*** DATA SEGMENT
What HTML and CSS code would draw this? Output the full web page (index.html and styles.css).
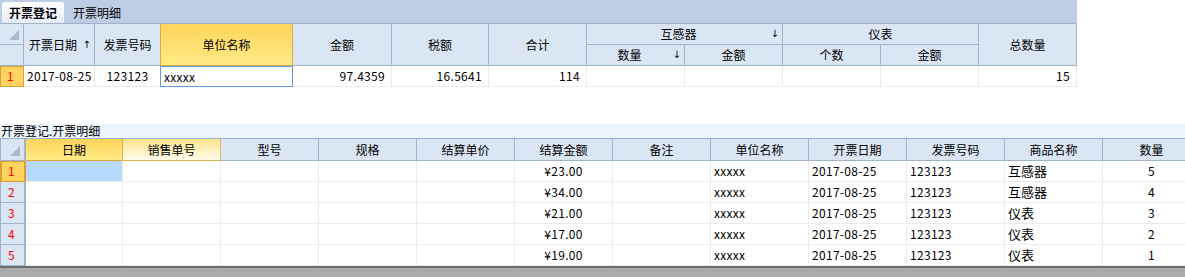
FILE: index.html
```html
<!DOCTYPE html>
<html lang="zh-CN">
<head>
  <meta charset="UTF-8">
  <title>开票登记</title>
  <link rel="stylesheet" href="styles.css">
</head>
<body>
  <div class="tabs">
    <span class="tab active">开票登记</span>
    <span class="tab">开票明细</span>
  </div>

  <!-- 主表：开票登记 -->
  <div class="grid master">
    <div class="cell hd corner"><svg width="10" height="10"><polygon points="10,0 10,10 0,10" fill="#a9bad0"/></svg></div>
    <div class="cell hd rs2 sorted">开票日期<span class="arrow">↑</span></div>
    <div class="cell hd rs2">发票号码</div>
    <div class="cell hd rs2 hot">单位名称</div>
    <div class="cell hd rs2">金额</div>
    <div class="cell hd rs2">税额</div>
    <div class="cell hd rs2">合计</div>
    <div class="cell hd cs2 sorted">互感器<span class="arrow">↓</span></div>
    <div class="cell hd cs2">仪表</div>
    <div class="cell hd rs2">总数量</div>
    <div class="cell hd"></div>
    <div class="cell hd sorted">数量<span class="arrow">↓</span></div>
    <div class="cell hd">金额</div>
    <div class="cell hd">个数</div>
    <div class="cell hd">金额</div>

    <div class="cell ind cur">1</div>
    <div class="cell td">2017-08-25</div>
    <div class="cell td center">123123</div>
    <div class="cell td edit">xxxxx</div>
    <div class="cell td num">97.4359</div>
    <div class="cell td num">16.5641</div>
    <div class="cell td num">114</div>
    <div class="cell td"></div>
    <div class="cell td"></div>
    <div class="cell td"></div>
    <div class="cell td"></div>
    <div class="cell td num">15</div>
  </div>

  <div class="caption">开票登记.开票明细</div>

  <!-- 明细表 -->
  <div class="detail-wrap">
    <div class="grid detail">
      <div class="cell hd corner ind-col"><svg width="10" height="10"><polygon points="10,0 10,10 0,10" fill="#a9bad0"/></svg></div>
      <div class="cell hd hot">日期</div>
      <div class="cell hd warm">销售单号</div>
      <div class="cell hd">型号</div>
      <div class="cell hd">规格</div>
      <div class="cell hd">结算单价</div>
      <div class="cell hd">结算金额</div>
      <div class="cell hd">备注</div>
      <div class="cell hd">单位名称</div>
      <div class="cell hd">开票日期</div>
      <div class="cell hd">发票号码</div>
      <div class="cell hd">商品名称</div>
      <div class="cell hd">数量</div>

      <div class="cell ind ind-col cur">1</div>
      <div class="cell td selected"></div>
      <div class="cell td"></div><div class="cell td"></div><div class="cell td"></div><div class="cell td"></div>
      <div class="cell td center">¥23.00</div>
      <div class="cell td"></div>
      <div class="cell td">xxxxx</div>
      <div class="cell td">2017-08-25</div>
      <div class="cell td">123123</div>
      <div class="cell td goods">互感器</div>
      <div class="cell td center">5</div>

      <div class="cell ind ind-col">2</div>
      <div class="cell td"></div>
      <div class="cell td"></div><div class="cell td"></div><div class="cell td"></div><div class="cell td"></div>
      <div class="cell td center">¥34.00</div>
      <div class="cell td"></div>
      <div class="cell td">xxxxx</div>
      <div class="cell td">2017-08-25</div>
      <div class="cell td">123123</div>
      <div class="cell td goods">互感器</div>
      <div class="cell td center">4</div>

      <div class="cell ind ind-col">3</div>
      <div class="cell td"></div>
      <div class="cell td"></div><div class="cell td"></div><div class="cell td"></div><div class="cell td"></div>
      <div class="cell td center">¥21.00</div>
      <div class="cell td"></div>
      <div class="cell td">xxxxx</div>
      <div class="cell td">2017-08-25</div>
      <div class="cell td">123123</div>
      <div class="cell td goods">仪表</div>
      <div class="cell td center">3</div>

      <div class="cell ind ind-col">4</div>
      <div class="cell td"></div>
      <div class="cell td"></div><div class="cell td"></div><div class="cell td"></div><div class="cell td"></div>
      <div class="cell td center">¥17.00</div>
      <div class="cell td"></div>
      <div class="cell td">xxxxx</div>
      <div class="cell td">2017-08-25</div>
      <div class="cell td">123123</div>
      <div class="cell td goods">仪表</div>
      <div class="cell td center">2</div>

      <div class="cell ind ind-col">5</div>
      <div class="cell td"></div>
      <div class="cell td"></div><div class="cell td"></div><div class="cell td"></div><div class="cell td"></div>
      <div class="cell td center">¥19.00</div>
      <div class="cell td"></div>
      <div class="cell td">xxxxx</div>
      <div class="cell td">2017-08-25</div>
      <div class="cell td">123123</div>
      <div class="cell td goods">仪表</div>
      <div class="cell td center">1</div>
    </div>
  </div>

  <div class="statusbar"></div>
</body>
</html>
```

FILE: styles.css
```css
body, html {
  margin: 0;
  padding: 0;
  width: 100%;
  height: 100%;
  overflow: hidden;
  background: #fff;
  font-family: "Noto Sans CJK SC", "Liberation Sans", sans-serif;
  font-size: 12px;
  color: #000;
}

.tabs {
  width: 1077px;
  height: 24px;
  box-sizing: border-box;
  background: #bccde4;
  border-bottom: 1px solid #a0b3cb;
  display: flex;
  align-items: flex-end;
  padding-left: 2px;
}

.tab {
  height: 21px;
  line-height: 21px;
  padding: 0 9px;
}

.tab.active {
  padding: 0 7px;
  font-weight: bold;
  background: linear-gradient(#ffffff, #e6edf6);
  border-radius: 3px 3px 0 0;
}

.grid {
  display: grid;
}

.master {
  width: 1077px;
  grid-template-columns: 24px 71px 66px 132px 99px 97px repeat(6, 98px);
  grid-template-rows: 21px 21px 21px;
}

.cell {
  box-sizing: border-box;
  border-right: 1px solid #ebebeb;
  border-bottom: 1px solid #ebebeb;
  display: flex;
  align-items: center;
  overflow: hidden;
  white-space: nowrap;
  line-height: 14px;
}

.rs2 { grid-row: span 2; }
.cs2 { grid-column: span 2; }

.hd {
  position: relative;
  justify-content: center;
  background: #dae6f4;
  border-color: #a0b4cc;
}

.hd.corner {
  justify-content: flex-end;
  align-items: flex-end;
  padding: 0 4px 4px 0;
}

.hd.sorted {
  padding-right: 12px;
}

.arrow {
  position: absolute;
  right: 3px;
  top: 50%;
  transform: translateY(-50%);
  font-family: "DejaVu Sans", sans-serif;
  font-size: 10px;
  color: #000;
}

.hd.hot {
  margin-left: -1px;
  border-left: 1px solid #dfa73c;
  border-right-color: #dfa73c;
  border-bottom-color: #dfa73c;
  background: linear-gradient(#ffd45c, #ffea84);
}

.hd.warm {
  border-right-color: #e3b451;
  border-bottom-color: #e3b451;
  background: linear-gradient(#ffe48c, #fffbeb);
}

.td {
  background: #fff;
  padding: 0 3px;
  letter-spacing: 0.3px;
}

.td.num { justify-content: flex-end; padding-right: 6px; }
.td.center { justify-content: center; }

.td.edit {
  margin-left: -1px;
  border: 1px solid #5c9ce2;
  padding-left: 3px;
}

.td.selected {
  background: #b7d9fb;
}

.td.goods {
  font-size: 13px;
  letter-spacing: 0;
}

.ind {
  background: #dae6f4;
  border-color: #a0b4cc;
  color: #f00;
  padding-left: 7px;
}

.ind.cur {
  background: #ffd45e;
  border-color: #d99f3a;
  box-shadow: inset 1px 1px 0 #d99f3a;
}

.caption {
  margin-top: 37px;
  height: 15px;
  box-sizing: border-box;
  background: #eef5fd;
  border-bottom: 1px solid #8db1e2;
  padding-left: 1px;
  line-height: 14px;
}

.detail-wrap {
  overflow: hidden;
}

.detail {
  width: 1201px;
  grid-template-columns: 26px 97px repeat(11, 98px);
  grid-template-rows: 22px repeat(5, 21px);
}

.ind-col {
  border-left: 1px solid #a0b4cc;
  border-right-width: 2px;
}

.ind-col.cur {
  border-left-color: #d99f3a;
}

.detail .hd.hot {
  margin-left: 0;
  border-left: none;
}

.statusbar {
  height: 11px;
  background: #aaaaaa;
  border-top: 2px solid #6c6c6c;
}
```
******
State how many lines above contain the string "index", with no other words.

2